** begin **
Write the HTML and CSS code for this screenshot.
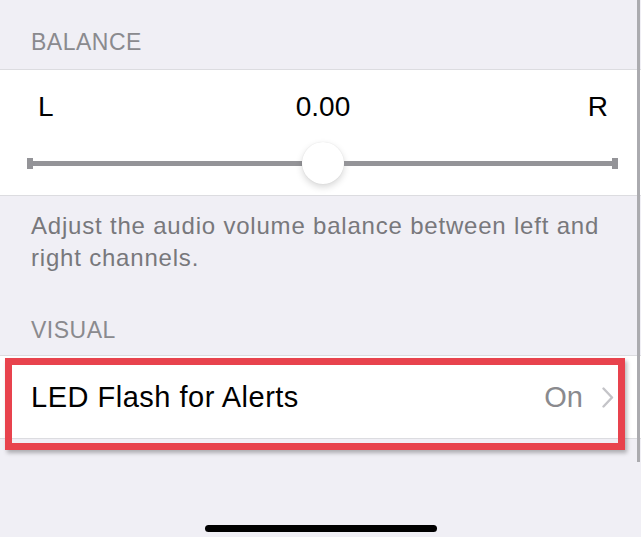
FILE: index.html
```html
<!DOCTYPE html>
<html lang="en">

<head>
    <meta charset="UTF-8">
    <meta name="viewport" content="width=device-width, initial-scale=1.0">
    <title>Audio / Visual</title>
    <link rel="stylesheet" href="styles.css">
</head>

<body>
    <div class="screen">
        <div class="scroll-line"></div>

        <div class="group-header">BALANCE</div>
        <section class="group">
            <div class="balance-labels">
                <span>L</span>
                <span class="balance-value">0.00</span>
                <span class="right">R</span>
            </div>
            <div class="slider">
                <span class="cap"></span>
                <span class="track"></span>
                <span class="thumb"></span>
                <span class="track"></span>
                <span class="cap"></span>
            </div>
        </section>
        <p class="group-footer">Adjust the audio volume balance between left and right channels.</p>

        <div class="group-header visual">VISUAL</div>
        <section class="group cell-wrap">
            <div class="cell">
                <span class="cell-title">LED Flash for Alerts</span>
                <span class="cell-detail">On</span>
                <svg class="chevron" width="12" height="21" viewBox="0 0 12 21">
                    <polyline points="1.5,1.5 10,10.5 1.5,19.5" fill="none" stroke="#c4c4c8" stroke-width="2.4" stroke-linecap="round" stroke-linejoin="round"/>
                </svg>
            </div>
            <!-- annotation box -->
            <div class="highlight"></div>
        </section>

        <div class="home-bar"></div>
    </div>
</body>

</html>
```

FILE: styles.css
```css
* {
    box-sizing: border-box;
    margin: 0;
}

body {
    background-color: #f0eff5;
    font-family: "Liberation Sans", Arial, sans-serif;
}

.screen {
    position: relative;
    display: flex;
    flex-direction: column;
    min-height: 537px;
}

.scroll-line {
    position: absolute;
    top: 0;
    right: 1px;
    width: 3px;
    height: 462px;
    background-color: #ababaf;
    z-index: 2;
}

.group-header {
    padding: 28px 31px 13px;
    font-size: 23px;
    line-height: 28px;
    letter-spacing: 0.5px;
    color: #8a8a8e;
}

.group-header.visual {
    padding-top: 42px;
    padding-bottom: 11px;
}

.group {
    background-color: #fff;
    border-top: 1px solid #dcdce0;
    border-bottom: 1px solid #dcdce0;
}

.balance-labels {
    display: grid;
    grid-template-columns: 1fr auto 1fr;
    padding: 21px 33px 0 38px;
    font-size: 28px;
    line-height: 32px;
    color: #000;
}

.balance-labels .right {
    text-align: right;
}

.slider {
    display: flex;
    align-items: center;
    height: 44px;
    margin: 18px 23px 10px 27px;
}

.slider .cap {
    width: 6px;
    height: 11px;
    background-color: #949498;
}

.slider .track {
    flex: 1;
    height: 5px;
    background-color: #949498;
}

.slider .thumb {
    width: 42px;
    height: 42px;
    border-radius: 50%;
    background-color: #fff;
    box-shadow: 0 3px 7px rgba(0, 0, 0, 0.16), 0 0 1px rgba(0, 0, 0, 0.12);
}

.group-footer {
    padding: 14px 31px 0;
    font-size: 24px;
    line-height: 32px;
    letter-spacing: 0.8px;
    color: #78787c;
}

.cell-wrap {
    position: relative;
}

.cell {
    display: flex;
    align-items: center;
    height: 82px;
    padding: 0 27px 0 31px;
    font-size: 29px;
}

.cell-title {
    flex: 1;
    color: #000;
    letter-spacing: 0.5px;
}

.cell-detail {
    color: #8a8a8e;
    margin-right: 19px;
}

.highlight {
    position: absolute;
    top: 2px;
    left: 5px;
    width: 620px;
    height: 92px;
    border: 7px solid #e8434d;
    box-shadow: 2px 3px 4px rgba(0, 0, 0, 0.28);
}

.home-bar {
    width: 232px;
    height: 7px;
    margin: auto auto 5px;
    border-radius: 4px;
    background-color: #000;
}
```
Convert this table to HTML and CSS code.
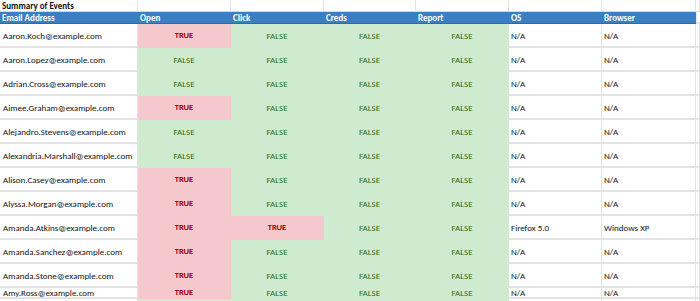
FILE: index.html
```html
<!DOCTYPE html>
<html>
<head>
<meta charset="utf-8">
<link rel="stylesheet" href="styles.css">
</head>
<body>
<table class="sheet">
  <colgroup>
    <col class="c-email"><col class="c-n"><col class="c-n"><col class="c-n3"><col class="c-n"><col class="c-n"><col class="c-br"><col>
  </colgroup>
  <tr class="title"><td>Summary of Events</td><td></td><td></td><td></td><td></td><td></td><td></td><td></td></tr>
  <tr class="head"><th>Email Address</th><th>Open</th><th>Click</th><th>Creds</th><th>Report</th><th>OS</th><th>Browser</th><th class="blank"></th></tr>
  <tr><td class="em">Aaron.Koch@example.com</td><td class="t">TRUE</td><td class="f">FALSE</td><td class="f">FALSE</td><td class="f">FALSE</td><td class="na">N/A</td><td class="na">N/A</td><td></td></tr>
  <tr><td class="em">Aaron.Lopez@example.com</td><td class="f">FALSE</td><td class="f">FALSE</td><td class="f">FALSE</td><td class="f">FALSE</td><td class="na">N/A</td><td class="na">N/A</td><td></td></tr>
  <tr><td class="em">Adrian.Cross@example.com</td><td class="f">FALSE</td><td class="f">FALSE</td><td class="f">FALSE</td><td class="f">FALSE</td><td class="na">N/A</td><td class="na">N/A</td><td></td></tr>
  <tr><td class="em">Aimee.Graham@example.com</td><td class="t">TRUE</td><td class="f">FALSE</td><td class="f">FALSE</td><td class="f">FALSE</td><td class="na">N/A</td><td class="na">N/A</td><td></td></tr>
  <tr><td class="em">Alejandro.Stevens@example.com</td><td class="f">FALSE</td><td class="f">FALSE</td><td class="f">FALSE</td><td class="f">FALSE</td><td class="na">N/A</td><td class="na">N/A</td><td></td></tr>
  <tr><td class="em">Alexandria.Marshall@example.com</td><td class="f">FALSE</td><td class="f">FALSE</td><td class="f">FALSE</td><td class="f">FALSE</td><td class="na">N/A</td><td class="na">N/A</td><td></td></tr>
  <tr><td class="em">Alison.Casey@example.com</td><td class="t">TRUE</td><td class="f">FALSE</td><td class="f">FALSE</td><td class="f">FALSE</td><td class="na">N/A</td><td class="na">N/A</td><td></td></tr>
  <tr><td class="em">Alyssa.Morgan@example.com</td><td class="t">TRUE</td><td class="f">FALSE</td><td class="f">FALSE</td><td class="f">FALSE</td><td class="na">N/A</td><td class="na">N/A</td><td></td></tr>
  <tr><td class="em">Amanda.Atkins@example.com</td><td class="t">TRUE</td><td class="t">TRUE</td><td class="f">FALSE</td><td class="f">FALSE</td><td class="na">Firefox 5.0</td><td class="na">Windows XP</td><td></td></tr>
  <tr><td class="em">Amanda.Sanchez@example.com</td><td class="t">TRUE</td><td class="f">FALSE</td><td class="f">FALSE</td><td class="f">FALSE</td><td class="na">N/A</td><td class="na">N/A</td><td></td></tr>
  <tr><td class="em">Amanda.Stone@example.com</td><td class="t">TRUE</td><td class="f">FALSE</td><td class="f">FALSE</td><td class="f">FALSE</td><td class="na">N/A</td><td class="na">N/A</td><td></td></tr>
  <tr class="short"><td class="em">Amy.Ross@example.com</td><td class="t">TRUE</td><td class="f">FALSE</td><td class="f">FALSE</td><td class="f">FALSE</td><td class="na">N/A</td><td class="na">N/A</td><td></td></tr>
  <tr><td class="em"></td><td class="f"></td><td class="f"></td><td class="f"></td><td class="f"></td><td class="na"></td><td class="na"></td><td></td></tr>
</table>
</body>
</html>
```
FILE: styles.css
```css
html, body {
  margin: 0;
  padding: 0;
  background: #ffffff;
  overflow: hidden;
  height: 301px;
}
.sheet {
  border-collapse: separate;
  border-spacing: 0;
  table-layout: fixed;
  width: 700px;
  font-family: "Carlito", "Lato", "Liberation Sans", sans-serif;
  font-size: 9px;
  color: #111;
}
.c-email { width: 138px; }
.c-n { width: 93px; }
.c-n3 { width: 92px; }
.c-br { width: 94px; }
.sheet td, .sheet th {
  padding: 0;
  box-sizing: border-box;
  white-space: nowrap;
  overflow: hidden;
  border-right: 1px solid #e3e3e3;
  border-bottom: 2px solid #e3e3e3;
  vertical-align: middle;
}
.title td {
  height: 12px;
  font-weight: bold;
  padding-left: 2px;
  border-bottom: 1px solid #d9d9d9;
  line-height: 10px;
}
.head th {
  height: 12px;
  background: #3a7fc3;
  color: #fff;
  font-weight: bold;
  text-align: left;
  padding-left: 2px;
  line-height: 11px;
  border-right: none;
  border-bottom: 1px solid #2c6aa8;
}
.head th.blank {
  background: #fff;
  border-left: 1px solid #e3e3e3;
  border-bottom: 2px solid #e3e3e3;
}
.sheet tr td { height: 24px; }
.sheet tr.title td { height: 12px; }
.sheet tr.short td { height: 11px; line-height: 9px; }
.em { padding-left: 3px !important; }
.na { padding-left: 2px !important; }
.t {
  background: #f5c8cd;
  color: #9c0006;
  text-align: center;
  font-weight: bold;
  font-size: 8.5px;
  border-right-color: #f5c8cd !important;
  border-bottom-color: #f5c8cd !important;
}
.f {
  background: #cfebcf;
  color: #1f6b1a;
  text-align: center;
  border-right-color: #cfebcf !important;
  border-bottom-color: #cfebcf !important;
}
```
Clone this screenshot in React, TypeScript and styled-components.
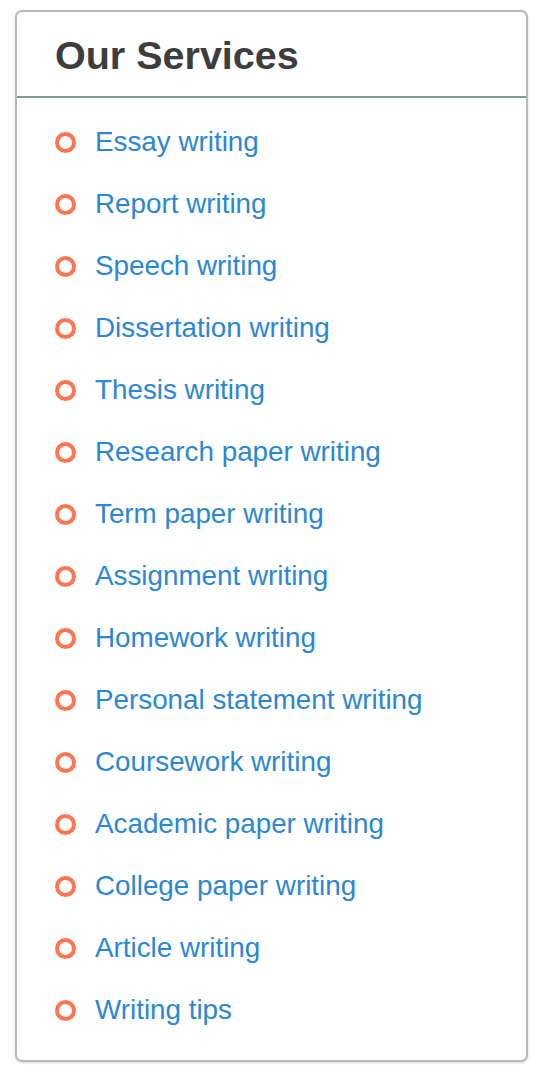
** end **
--- Request ---
Go through the data and gather every line that holds "this".

--- Result below ---
Write the HTML and CSS code for this screenshot.
Convert this table to HTML and CSS code.
Clone this screenshot in React, TypeScript and styled-components.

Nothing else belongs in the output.